**The exercise**
Reproduce every line in the listing that contains the word "index".
## BEGIN
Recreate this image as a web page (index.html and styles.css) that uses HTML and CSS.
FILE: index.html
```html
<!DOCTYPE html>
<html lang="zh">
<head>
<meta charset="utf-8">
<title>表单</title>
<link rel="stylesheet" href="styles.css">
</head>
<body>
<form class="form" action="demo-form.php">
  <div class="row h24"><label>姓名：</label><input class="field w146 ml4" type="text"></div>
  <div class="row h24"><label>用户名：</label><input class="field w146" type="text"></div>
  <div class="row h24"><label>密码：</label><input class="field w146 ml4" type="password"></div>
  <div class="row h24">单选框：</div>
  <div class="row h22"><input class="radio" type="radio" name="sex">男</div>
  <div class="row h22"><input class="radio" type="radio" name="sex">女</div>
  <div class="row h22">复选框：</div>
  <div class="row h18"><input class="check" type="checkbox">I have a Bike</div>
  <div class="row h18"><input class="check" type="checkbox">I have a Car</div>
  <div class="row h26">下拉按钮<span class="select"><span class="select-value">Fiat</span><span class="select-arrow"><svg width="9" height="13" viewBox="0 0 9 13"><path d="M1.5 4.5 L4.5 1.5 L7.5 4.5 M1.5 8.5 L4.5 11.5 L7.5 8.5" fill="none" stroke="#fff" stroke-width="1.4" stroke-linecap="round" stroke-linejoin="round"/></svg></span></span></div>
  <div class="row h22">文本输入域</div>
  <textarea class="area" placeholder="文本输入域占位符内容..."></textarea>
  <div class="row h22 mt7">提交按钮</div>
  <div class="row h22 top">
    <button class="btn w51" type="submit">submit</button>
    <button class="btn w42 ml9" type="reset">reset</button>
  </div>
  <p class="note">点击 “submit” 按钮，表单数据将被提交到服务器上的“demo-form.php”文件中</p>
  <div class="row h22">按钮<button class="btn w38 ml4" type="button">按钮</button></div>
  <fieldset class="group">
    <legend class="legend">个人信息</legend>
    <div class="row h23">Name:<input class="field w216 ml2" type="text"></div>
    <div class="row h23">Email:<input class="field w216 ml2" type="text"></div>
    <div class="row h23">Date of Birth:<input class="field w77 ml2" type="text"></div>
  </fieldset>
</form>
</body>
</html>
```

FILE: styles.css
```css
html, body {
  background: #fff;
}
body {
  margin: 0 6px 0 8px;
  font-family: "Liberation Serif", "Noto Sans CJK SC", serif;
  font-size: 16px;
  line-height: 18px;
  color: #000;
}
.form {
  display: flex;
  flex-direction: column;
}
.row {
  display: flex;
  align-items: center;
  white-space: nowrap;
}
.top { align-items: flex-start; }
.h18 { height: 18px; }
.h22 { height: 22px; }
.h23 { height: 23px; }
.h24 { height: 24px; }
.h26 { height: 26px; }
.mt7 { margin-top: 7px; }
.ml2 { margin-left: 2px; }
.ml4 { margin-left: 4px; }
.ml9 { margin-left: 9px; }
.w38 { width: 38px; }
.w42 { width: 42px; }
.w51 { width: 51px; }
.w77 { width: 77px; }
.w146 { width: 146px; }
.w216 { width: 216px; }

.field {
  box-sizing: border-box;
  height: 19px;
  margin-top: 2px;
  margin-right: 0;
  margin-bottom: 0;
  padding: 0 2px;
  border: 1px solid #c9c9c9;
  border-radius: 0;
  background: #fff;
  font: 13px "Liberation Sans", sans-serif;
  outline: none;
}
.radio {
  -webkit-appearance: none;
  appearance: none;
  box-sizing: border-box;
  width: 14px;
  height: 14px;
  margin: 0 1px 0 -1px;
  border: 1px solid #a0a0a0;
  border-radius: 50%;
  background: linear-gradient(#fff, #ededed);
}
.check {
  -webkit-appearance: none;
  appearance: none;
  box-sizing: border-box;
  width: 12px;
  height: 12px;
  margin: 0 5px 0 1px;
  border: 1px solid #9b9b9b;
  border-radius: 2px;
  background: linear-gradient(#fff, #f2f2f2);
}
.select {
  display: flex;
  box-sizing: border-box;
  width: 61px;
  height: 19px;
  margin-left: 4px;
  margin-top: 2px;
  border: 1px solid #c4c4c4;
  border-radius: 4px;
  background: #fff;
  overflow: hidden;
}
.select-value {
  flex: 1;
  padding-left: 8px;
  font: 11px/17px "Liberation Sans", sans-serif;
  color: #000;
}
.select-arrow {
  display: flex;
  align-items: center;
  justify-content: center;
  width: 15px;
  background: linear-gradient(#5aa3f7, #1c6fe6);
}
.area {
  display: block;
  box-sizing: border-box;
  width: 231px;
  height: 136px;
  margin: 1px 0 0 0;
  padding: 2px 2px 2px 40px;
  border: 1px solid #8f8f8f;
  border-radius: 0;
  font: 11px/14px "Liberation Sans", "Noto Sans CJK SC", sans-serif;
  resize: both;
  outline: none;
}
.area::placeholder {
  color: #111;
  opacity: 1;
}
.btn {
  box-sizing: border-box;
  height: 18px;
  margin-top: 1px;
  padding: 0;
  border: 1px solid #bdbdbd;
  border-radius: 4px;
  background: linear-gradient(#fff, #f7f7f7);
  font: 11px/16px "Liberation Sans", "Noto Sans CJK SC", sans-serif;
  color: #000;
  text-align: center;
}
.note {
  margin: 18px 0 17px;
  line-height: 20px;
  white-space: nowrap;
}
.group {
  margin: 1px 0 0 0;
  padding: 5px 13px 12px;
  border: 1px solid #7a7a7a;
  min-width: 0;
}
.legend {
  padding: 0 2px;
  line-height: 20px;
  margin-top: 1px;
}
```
## END
**The answer**
Recreate this image as a web page (index.html and styles.css) that uses HTML and CSS.
FILE: index.html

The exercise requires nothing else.